From little things big things grow, and the $75 billion industry fund hopes the impact investment commitments it and other funds have made will expand beyond their initial targets in the same way renewables did.

Impact investing is still a nascent science at most pension funds, Australian and otherwise, but – spurred on by member feedback – Rest has been dipping its toes in the water with a multi-asset approach and setting allocation targets.

“One really helpful and critical direction from our board was the establishment of a “one per cent” aspiration for impact investing by 2026,” Rest deputy CIO Simon Esposito told the Don’t Get Fired podcast, an initiative of pension fund researchers Ashby Monk and Daniel Adamson.  “To put it in context, by 2026 Rest is projected to be around $100 billion fund, which would imply a billion Australia dollars in impact opportunities.”

That might not seem like a material amount,  Esposito said, but just as Rest’s investments in renewables and the energy transition have grown significantly over time from the initial goals it set itself, he expects the impact allocation – and the impact targets of the superannuation industry at large – to do the same.
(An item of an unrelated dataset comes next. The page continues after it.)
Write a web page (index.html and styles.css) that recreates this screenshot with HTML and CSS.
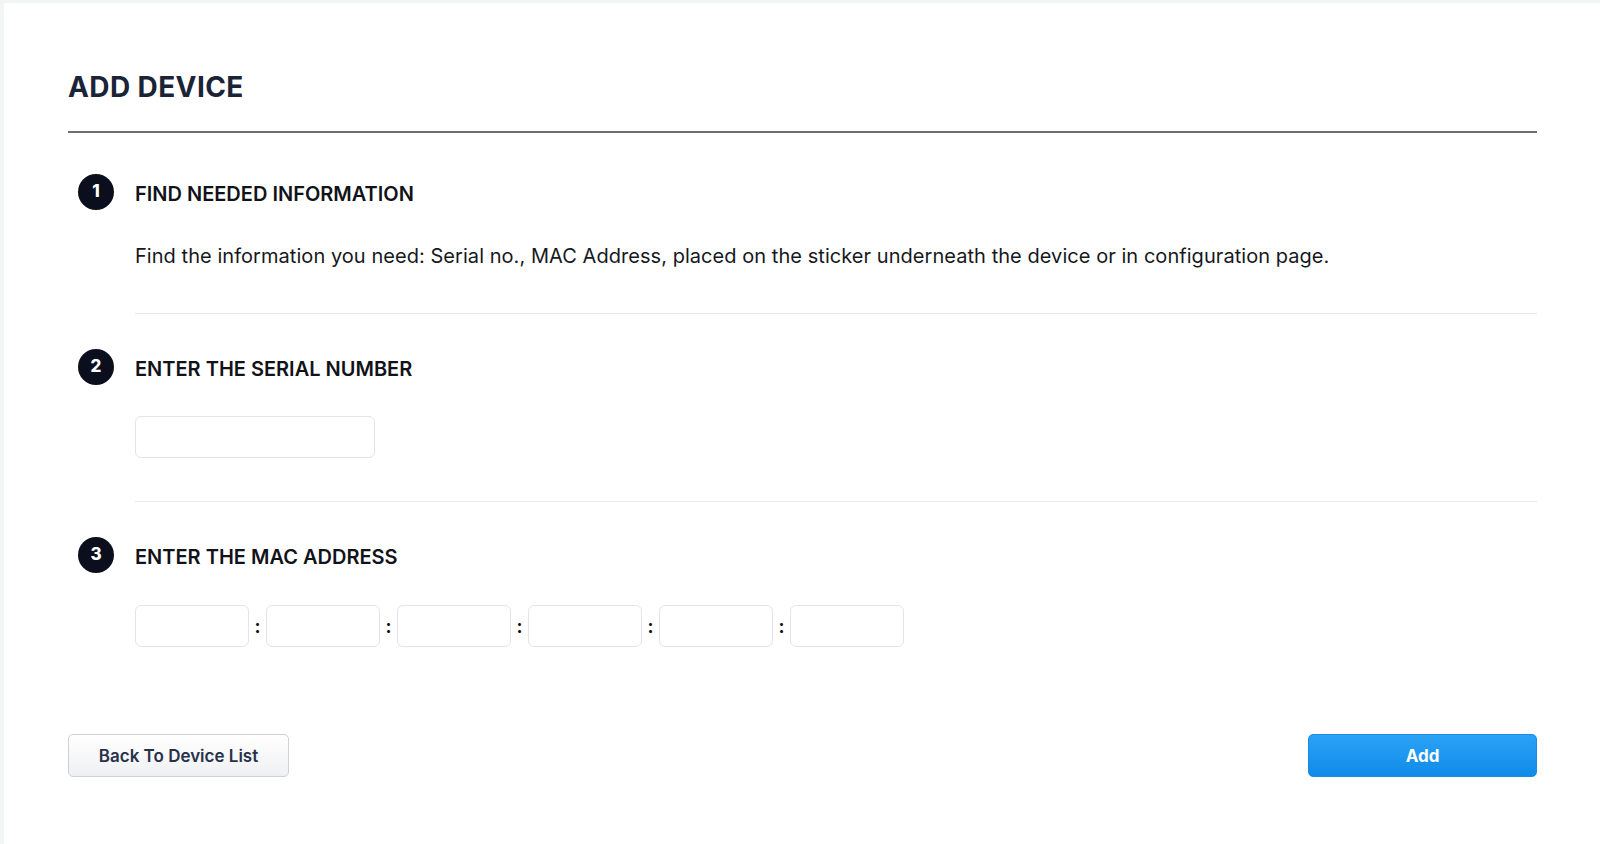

  • “I’m reminded of 20 years ago when a lot of funds and investors set targets for renewable energy investment and over that period of time it’s gone from being the fringe and something people experimented with and questioned the investment thesis of to today, where we find renewables projects at the centre of all of our energy and private market investing…This is an area that we don’t want to be on the sidelines, we want to start investing today. “

    Rest doesn’t try and pick winning asset classes, and it hasn’t set the portfolio up to be highly illiquid either (despite the fact that 50 per cent of its members are under the age of 30); it also largely works with external managers, including Palisade Impact.

    “We’ve chosen to work with managers in this space; we feel it’s a really important area and one that we want to influence but not necessarily get into the trenches in terms of direct investing at this time,” Esposito said. “So we’ve been partnering with impact managers, some of them emerging, some of them mature, a couple that we’ve already invested in on the infrastructure side.”

    One of Rest’s biggest challenges was how to start its impact program “from a standing position”; it had always considered ESG factors in its investment process, but didn’t have any experience in the world of impact investment. And the addition of any new capability to a pension fund usually involves building new operational infrastructure; a multi-asset impact sleeve is no different.

    “Coming at the total portfolio approach and not picking winning asset classes has meant that we had to raise our systems and processes across the board,” Esposito said. “So what we’re building is investment systems that can handle the increased data and information flows that such investments acquire beyond simple financial risk and return metrics that traditional systems might be able to handle.

    “It’s exciting times in the tech space; much of this impact investment management is really only possible with some of the larger data flows that we’re seeing in investing. Many of these areas weren’t measured if we go back 15 years ago, and that measurement really should propel growth going forward.”